Nothing exciting, nothing fancy, nothing special. Just life with more love.
I’ve just started dating two guys lately so last week was like this: Partner R stayed at home for bisexual visibility day while I went out on a date with D which included going to the pub to meet a bunch of bisexual friends. There we met D2 who was having his first date with a lovely girl I got to chat with. On Friday I met D again in the afternoon. I spent the evening with R and the rest of the weekend, as my date with D2 didn’t pan out (he was going to see a lover in another town). It also meant I could take care of him while in the thrust of double NRE. I talked to him about how he was taking my NRE and he said he actually finds it easier to connect with me when I’m with other people, as I am calmer and happier. I am meeting D again tomorrow and on Sunday we are having a bbq with friends, where R, D and D2 will be, and D will probably bring a date.
I went on a date with someone new that I met through a dating site, and though he was really nice and we had fun, the chemistry didn’t click. Ah well.
The next day I was discussing the date with my boyfriend in googlechat and he mentioned that his wife was interested in taking a look at my date’s profile. I said, “Sure!” and gave him the user name of the gentleman in question.
She’s been stood up by a few dates, and this guy seemed dependable and nice. Maybe they will have chemistry? I hope so.
I really needed this pick-me-up! It’s been far too long since I’ve heard happy relationship stories of any kind.
I’m not feeling that articulate at the moment, and it’s been a rough few weeks, but the happiest memory I can think of at the moment is making tea for both my husband and my boyfriend almost every morning before the world was awake while we all lived together.
This is all pretty cool. I’m very new to poly (a few months) but K and I have already got good things going.

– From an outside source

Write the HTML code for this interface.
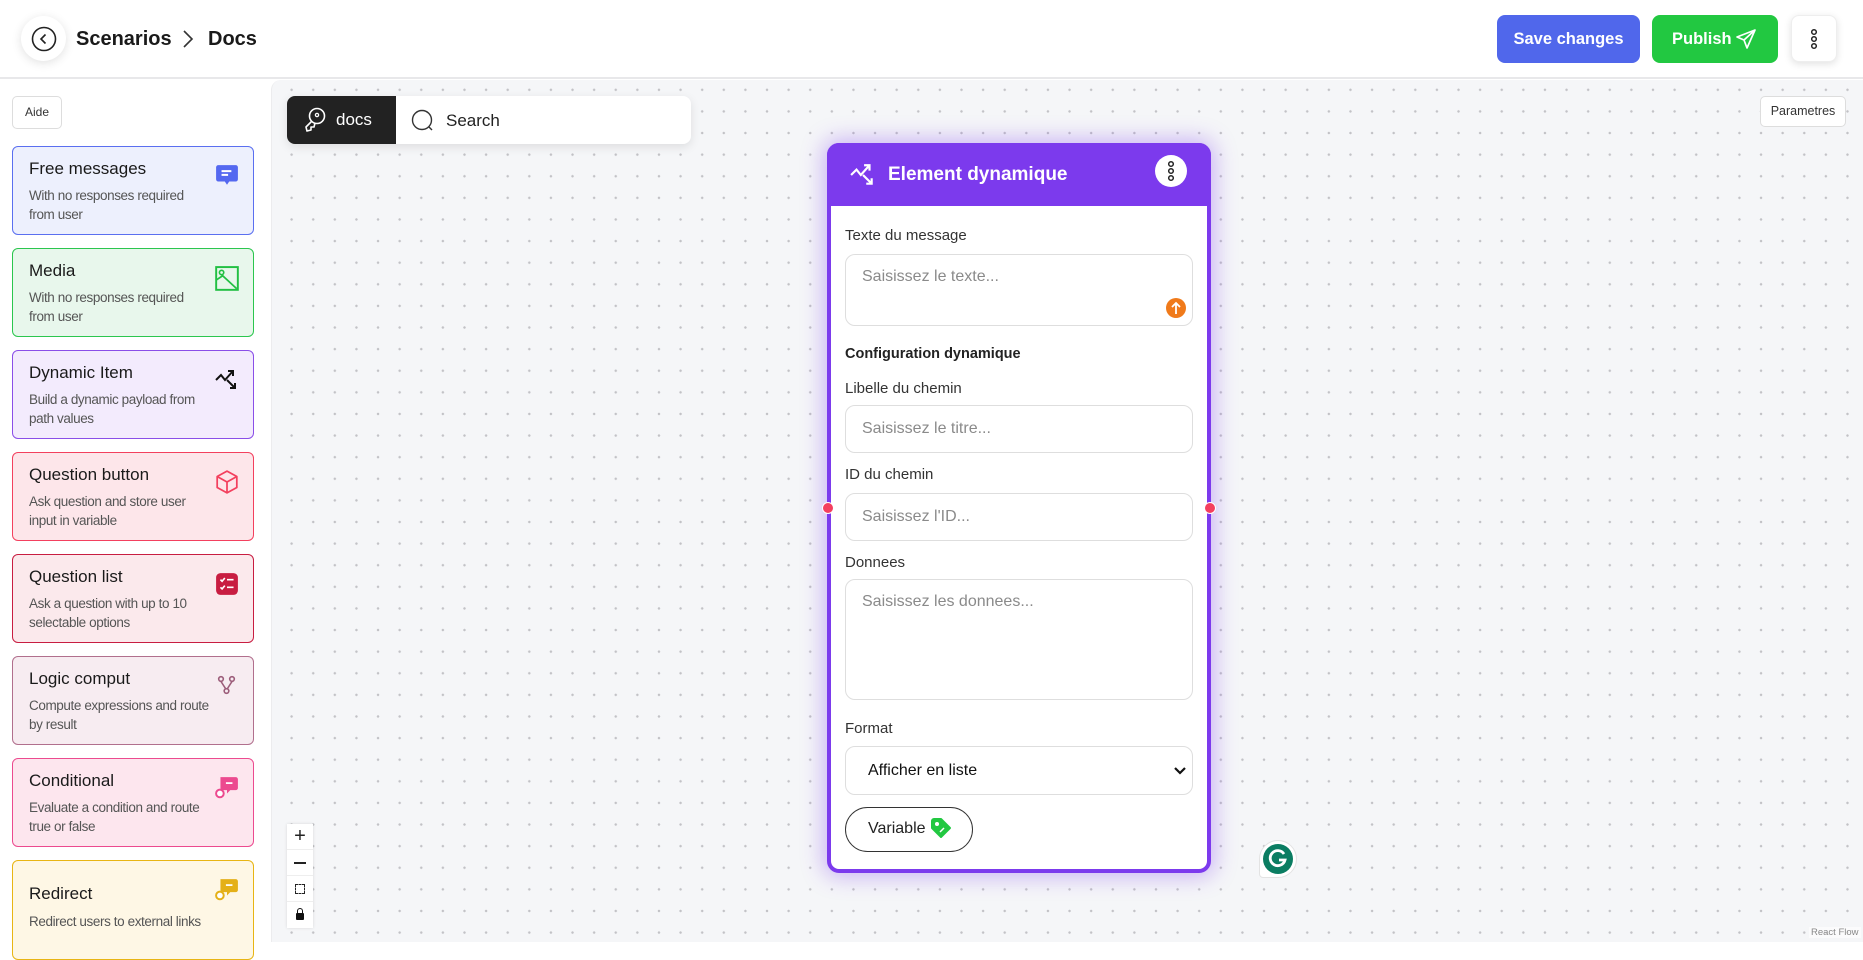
<!DOCTYPE html>
<html><head><meta charset="utf-8">
<style>
*{box-sizing:border-box;margin:0;padding:0}
body{width:1863px;height:942px;overflow:hidden;background:#fff;font-family:"Liberation Sans",sans-serif;color:#1f1f1f;position:relative}
.abs{position:absolute}
.header{left:0;top:0;width:1863px;height:79px;background:#fff;border-bottom:2px solid #e8e8ea}
.canvas{left:271px;top:80px;width:1592px;height:862px;background-color:#f5f6f8;
 background-image:radial-gradient(circle,#c2c2c6 1.1px,transparent 1.4px);
 background-size:21.62px 21.62px;background-position:8.8px -1px;border-top-left-radius:10px;border-left:1px solid #ececee}
.card{position:absolute;left:12px;width:242px;height:89px;border:1.5px solid;border-radius:6px}
.card .t{position:absolute;left:16px;top:12px;font-size:17px;color:#1a1a1a}
.card .d{position:absolute;left:16px;top:39px;font-size:13.5px;line-height:19px;color:#555;white-space:nowrap;letter-spacing:-0.4px}
.card svg{position:absolute;left:202px;top:17px}
.lbl{position:absolute;left:845px;font-size:15px;color:#333}
.inp{position:absolute;left:845px;width:348px;border:1.5px solid #dedede;border-radius:10px;background:#fff}
.ph{position:absolute;left:16px;font-size:16px;color:#8a8a8a}
</style></head><body>
<div class="abs header"></div>
<div class="abs" style="left:21px;top:16px;width:45px;height:45px;border-radius:50%;background:#fff;box-shadow:0 2px 10px rgba(0,0,0,.12)"></div>
<svg class="abs" style="left:31px;top:26px" width="26" height="26" viewBox="0 0 26 26"><circle cx="13" cy="13" r="11.5" fill="none" stroke="#222" stroke-width="1.6"/><path d="M14.5 8.5 L10 13 L14.5 17.5" fill="none" stroke="#222" stroke-width="1.6"/></svg>
<div class="abs" style="left:76px;top:28px;font-size:20px;font-weight:bold;color:#1a1a1a">Scenarios</div>
<svg class="abs" style="left:182px;top:29px" width="12" height="20" viewBox="0 0 12 20"><path d="M2 2 L10 10 L2 18" fill="none" stroke="#333" stroke-width="1.6"/></svg>
<div class="abs" style="left:208px;top:28px;font-size:20px;font-weight:bold;color:#1a1a1a">Docs</div>

<div class="abs" style="left:1497px;top:15px;width:143px;height:48px;background:#5067eb;border-radius:8px;color:#fff;font-weight:bold;font-size:16.5px;text-align:center;line-height:48px">Save changes</div>
<div class="abs" style="left:1652px;top:15px;width:126px;height:48px;background:#22c841;border-radius:8px;color:#fff;font-weight:bold;font-size:16.5px;line-height:48px;padding-left:20px">Publish</div>
<svg class="abs" style="left:1735px;top:28px" width="22" height="22" viewBox="0 0 22 22"><path d="M20 2 L2 9 L9 12 L12 20 Z M9 12 L20 2" fill="none" stroke="#fff" stroke-width="1.7" stroke-linejoin="round"/></svg>
<div class="abs" style="left:1791px;top:15px;width:46px;height:47px;background:#fff;border-radius:8px;box-shadow:0 2px 8px rgba(0,0,0,.12);border:1px solid #eee"></div>
<svg class="abs" style="left:1808px;top:28px" width="12" height="22" viewBox="0 0 12 22"><circle cx="6" cy="4" r="2.3" fill="none" stroke="#222" stroke-width="1.5"/><circle cx="6" cy="11" r="2.3" fill="none" stroke="#222" stroke-width="1.5"/><circle cx="6" cy="18" r="2.3" fill="none" stroke="#222" stroke-width="1.5"/></svg>

<div class="abs" style="left:12px;top:96px;width:50px;height:33px;border:1px solid #ddd;border-radius:5px;font-size:12px;text-align:center;line-height:31px;color:#333">Aide</div>

<div class="card" style="top:146px;background:#edf0fd;border-color:#5a6ff0"><div class="t">Free messages</div><div class="d">With no responses required<br>from user</div>
<svg width="24" height="24" viewBox="0 0 22 22"><path d="M3 1 H19 A2 2 0 0 1 21 3 V14 A2 2 0 0 1 19 16 H13 L11 19 L9 16 H3 A2 2 0 0 1 1 14 V3 A2 2 0 0 1 3 1Z" fill="#5468f0"/><path d="M6 6.5 H15 M6 10 H12" stroke="#fff" stroke-width="1.8"/></svg></div>
<div class="card" style="top:248px;background:#e8f7ec;border-color:#2bc64e"><div class="t">Media</div><div class="d">With no responses required<br>from user</div>
<svg width="24" height="26" viewBox="0 0 22 24"><rect x="1" y="1" width="20" height="21" fill="none" stroke="#22c043" stroke-width="1.8"/><circle cx="6" cy="6" r="2" fill="none" stroke="#22c043" stroke-width="1.5"/><path d="M1 13 L7 9 L20 21" fill="none" stroke="#22c043" stroke-width="1.6"/></svg></div>
<div class="card" style="top:350px;background:#f3ebfd;border-color:#8a4ee8"><div class="t">Dynamic Item</div><div class="d">Build a dynamic payload from<br>path values</div>
<svg width="24" height="24" viewBox="0 0 24 24"><path d="M1 12 L6 7 L10 12 L18 3 M13 3 H18 V8 M12 12 L20 20 M15 20 H20 V15" fill="none" stroke="#111" stroke-width="2"/></svg></div>
<div class="card" style="top:452px;background:#fde6ea;border-color:#f3405e"><div class="t">Question button</div><div class="d">Ask question and store user<br>input in variable</div>
<svg width="24" height="24" viewBox="0 0 22 22"><path d="M11 1 L20 6 V16 L11 21 L2 16 V6 Z M2 6 L11 11 L20 6 M11 11 V21" fill="none" stroke="#f3405e" stroke-width="1.6" stroke-linejoin="round"/></svg></div>
<div class="card" style="top:554px;background:#fbe9ec;border-color:#c81d41"><div class="t">Question list</div><div class="d">Ask a question with up to 10<br>selectable options</div>
<svg width="24" height="24" viewBox="0 0 22 22"><rect x="1" y="1" width="20" height="20" rx="4" fill="#c81d41"/><path d="M5 7 L6.5 8.5 L9 5.5 M11 7 H17 M5 14 L6.5 15.5 L9 12.5 M11 14 H17" fill="none" stroke="#fff" stroke-width="1.5"/></svg></div>
<div class="card" style="top:656px;background:#f7ecf1;border-color:#b16f8d"><div class="t">Logic comput</div><div class="d">Compute expressions and route<br>by result</div>
<svg width="22" height="22" viewBox="0 0 22 22"><circle cx="6" cy="5" r="2.3" fill="none" stroke="#9c5d7a" stroke-width="1.6"/><circle cx="17" cy="5" r="2.3" fill="none" stroke="#9c5d7a" stroke-width="1.6"/><circle cx="11.5" cy="17" r="2.3" fill="none" stroke="#9c5d7a" stroke-width="1.6"/><path d="M6 7.5 L10.5 14.5 M17 7.5 L12.5 14.5" stroke="#9c5d7a" stroke-width="1.6"/></svg></div>
<div class="card" style="top:758px;background:#fde6ee;border-color:#ec4a8f"><div class="t">Conditional</div><div class="d">Evaluate a condition and route<br>true or false</div>
<svg width="24" height="24" viewBox="0 0 22 22"><path d="M5 1 H19 A2 2 0 0 1 21 3 V11 A2 2 0 0 1 19 13 H14 L11 16 V13 H7 A2 2 0 0 1 5 11 Z" fill="#ec4a8f"/><path d="M10 6.5 H16" stroke="#fff" stroke-width="1.6"/><circle cx="4.5" cy="16" r="3.5" fill="#fff" stroke="#ec4a8f" stroke-width="1.8"/></svg></div>
<div class="card" style="top:860px;height:100px;background:#fef7e5;border-color:#e8b514"><div class="t" style="top:23px">Redirect</div><div class="d" style="top:51px">Redirect users to external links</div>
<svg width="24" height="24" viewBox="0 0 22 22"><path d="M5 1 H19 A2 2 0 0 1 21 3 V11 A2 2 0 0 1 19 13 H14 L11 16 V13 H7 A2 2 0 0 1 5 11 Z" fill="#e4b018"/><path d="M10 6.5 H16" stroke="#fff" stroke-width="1.6"/><circle cx="4.5" cy="16" r="3.5" fill="#fff" stroke="#e4b018" stroke-width="1.8"/></svg></div>

<div class="abs canvas"></div>
<div class="abs" style="left:287px;top:96px;width:404px;height:48px;background:#fff;border-radius:8px;box-shadow:0 3px 10px rgba(0,0,0,.1);overflow:hidden">
 <div class="abs" style="left:0;top:0;width:109px;height:48px;background:#222"></div>
</div>
<svg class="abs" style="left:303px;top:107px" width="24" height="26" viewBox="0 0 24 26"><circle cx="14" cy="9" r="7.5" fill="none" stroke="#fff" stroke-width="1.6"/><circle cx="14" cy="8" r="1.6" fill="none" stroke="#fff" stroke-width="1.3"/><path d="M9 14 L3 20 L4 24 L8 23 L8 20 L11 20 L12 16" fill="none" stroke="#fff" stroke-width="1.6" stroke-linejoin="round"/></svg>
<div class="abs" style="left:336px;top:110px;font-size:17px;color:#fff">docs</div>
<svg class="abs" style="left:411px;top:109px" width="24" height="24" viewBox="0 0 24 24"><circle cx="11" cy="11" r="9.5" fill="none" stroke="#333" stroke-width="1.4"/><path d="M18 18 L21 21" stroke="#333" stroke-width="1.4"/></svg>
<div class="abs" style="left:446px;top:111px;font-size:17px;color:#222">Search</div>

<div class="abs" style="left:1760px;top:96px;width:86px;height:31px;background:#fff;border:1px solid #ddd;border-radius:5px;font-size:12.5px;color:#333;text-align:center;line-height:29px">Parametres</div>

<div class="abs" style="left:827px;top:143px;width:384px;height:730px;background:#fff;border:4px solid #7c3aed;border-radius:12px;box-shadow:0 0 22px 4px rgba(124,58,237,.35)"></div>
<div class="abs" style="left:827px;top:143px;width:384px;height:63px;background:#7c3aed;border-radius:12px 12px 0 0"></div>
<svg class="abs" style="left:850px;top:162px" width="26" height="26" viewBox="0 0 24 24"><path d="M1 12 L6 7 L10 12 L18 3 M13 3 H18 V8 M12 12 L20 20 M15 20 H20 V15" fill="none" stroke="#fff" stroke-width="2"/></svg>
<div class="abs" style="left:888px;top:164px;font-size:19px;font-weight:bold;color:#fff">Element dynamique</div>
<div class="abs" style="left:1155px;top:155px;width:32px;height:32px;border-radius:50%;background:#fff"></div>
<svg class="abs" style="left:1165px;top:160px" width="12" height="22" viewBox="0 0 12 22"><circle cx="6" cy="4" r="2.3" fill="none" stroke="#222" stroke-width="1.5"/><circle cx="6" cy="11" r="2.3" fill="none" stroke="#222" stroke-width="1.5"/><circle cx="6" cy="18" r="2.3" fill="none" stroke="#222" stroke-width="1.5"/></svg>

<div class="lbl" style="top:227px">Texte du message</div>
<div class="inp" style="top:254px;height:72px"><div class="ph" style="top:13px">Saisissez le texte...</div></div>
<div class="abs" style="left:1166px;top:298px;width:20px;height:20px;border-radius:50%;background:#f07a1a"></div>
<svg class="abs" style="left:1170px;top:301px" width="12" height="14" viewBox="0 0 12 14"><path d="M6 13 V2 M2 6 L6 2 L10 6" fill="none" stroke="#fff" stroke-width="1.8"/></svg>
<div class="lbl" style="top:346px;font-weight:bold;font-size:14.5px;color:#222">Configuration dynamique</div>
<div class="lbl" style="top:380px">Libelle du chemin</div>
<div class="inp" style="top:405px;height:48px"><div class="ph" style="top:14px">Saisissez le titre...</div></div>
<div class="lbl" style="top:466px">ID du chemin</div>
<div class="inp" style="top:493px;height:48px"><div class="ph" style="top:14px">Saisissez l'ID...</div></div>
<div class="lbl" style="top:554px">Donnees</div>
<div class="inp" style="top:579px;height:121px"><div class="ph" style="top:13px">Saisissez les donnees...</div></div>
<div class="lbl" style="top:720px">Format</div>
<div class="inp" style="top:746px;height:49px"><div class="abs" style="left:22px;top:15px;font-size:16px;color:#111">Afficher en liste</div>
<svg class="abs" style="left:327px;top:18px" width="14" height="12" viewBox="0 0 14 12"><path d="M2 3 L7 8 L12 3" fill="none" stroke="#111" stroke-width="2.2"/></svg></div>
<div class="abs" style="left:845px;top:807px;width:128px;height:45px;border:1.5px solid #333;border-radius:23px"><div class="abs" style="left:22px;top:12px;font-size:16px;color:#222">Variable</div></div>
<svg class="abs" style="left:930px;top:817px" width="22" height="22" viewBox="0 0 22 22"><path d="M2 4 A2 2 0 0 1 4 2 H11 L20 11 L11 20 L2 11 Z" fill="#22c841" stroke="#22c841" stroke-width="2" stroke-linejoin="round"/><circle cx="7" cy="7" r="2" fill="#fff"/><path d="M10 15 L14 11" stroke="#fff" stroke-width="1.5"/></svg>

<div class="abs" style="left:822px;top:502px;width:12px;height:12px;border-radius:50%;background:#f43f5e;border:1.5px solid #fff"></div>
<div class="abs" style="left:1204px;top:502px;width:12px;height:12px;border-radius:50%;background:#f43f5e;border:1.5px solid #fff"></div>

<div class="abs" style="left:1259px;top:840px;width:38px;height:38px;border-radius:50% 50% 50% 4px;background:#fff;border:1px solid #e3e3e3"></div>
<div class="abs" style="left:1263px;top:844px;width:30px;height:30px;border-radius:50%;background:#0b7d62"></div>
<svg class="abs" style="left:1267px;top:848px" width="22" height="22" viewBox="0 0 22 22"><path d="M17 6 A7.5 7.5 0 1 0 18 12 H12" fill="none" stroke="#fff" stroke-width="2.8"/></svg>

<div class="abs" style="left:287px;top:824px;width:26px;height:104px;background:#fff;box-shadow:0 0 3px rgba(0,0,0,.12)">
 <div style="height:26px;border-bottom:1px solid #eee;text-align:center;font-size:20px;line-height:25px;color:#222">+</div>
 <div style="height:26px;border-bottom:1px solid #eee;position:relative"><div class="abs" style="left:7px;top:12px;width:12px;height:1.5px;background:#222"></div></div>
 <div style="height:26px;border-bottom:1px solid #eee;position:relative"><div class="abs" style="left:8px;top:8px;width:10px;height:10px;border:1.5px dashed #222"></div></div>
 <div style="height:26px;position:relative"><div class="abs" style="left:9px;top:11px;width:8px;height:7px;background:#111;border-radius:1px"></div><div class="abs" style="left:10px;top:6px;width:6px;height:7px;border:1.5px solid #111;border-bottom:none;border-radius:3px 3px 0 0"></div></div>
</div>
<div class="abs" style="left:1809px;top:927px;font-size:9.5px;color:#888;background:rgba(255,255,255,.6);padding:0 2px">React Flow</div>
</body></html>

Today is a pretty accurate day. K and J3 (It’s her 3rd, I kid you not), hung out all day yesterday while I was helping move a friend some 200 miles. When I got home, we all had McD’s and chatted before I went to bed. Today I helped a mutual friend of ours change our oil and take care of K who’s getting sick. J3 came over and we spent the whole day being lazy, talking about art, computers, and women (J3 is dating another girl). Then it was nap time for the girls while J3 and I went on a walk to talk shop about some filming that we’ll be doing. Afterwards, more talking while cookies and pie were made with my mother. Then I cooked dinner for everyone and J3 went home. Now K and I are relaxing, watching star wars, while she talks to J2. No kids are involved with us since we are fairly young but plenty of bonding to go around.
We just began this wonderful relationship that is based on friendship, so a few weeks ago we my husband and I traveled two hours with our children to go and visit our girlfriend for her birthday. She lives with our boyfriend. Last weekend they just came for dinner. Not sex just dinner, the children again we included. Last night we all had this fantastic date. Just the four of us. Dinner was so wonderful. And we’ll just being together was the most intense ever. We are growing this slowly like a bamboo tree. One step at a time. Looking forward to this weekend, our first weekend trip together as a “pod”, excited and nervous at the same time.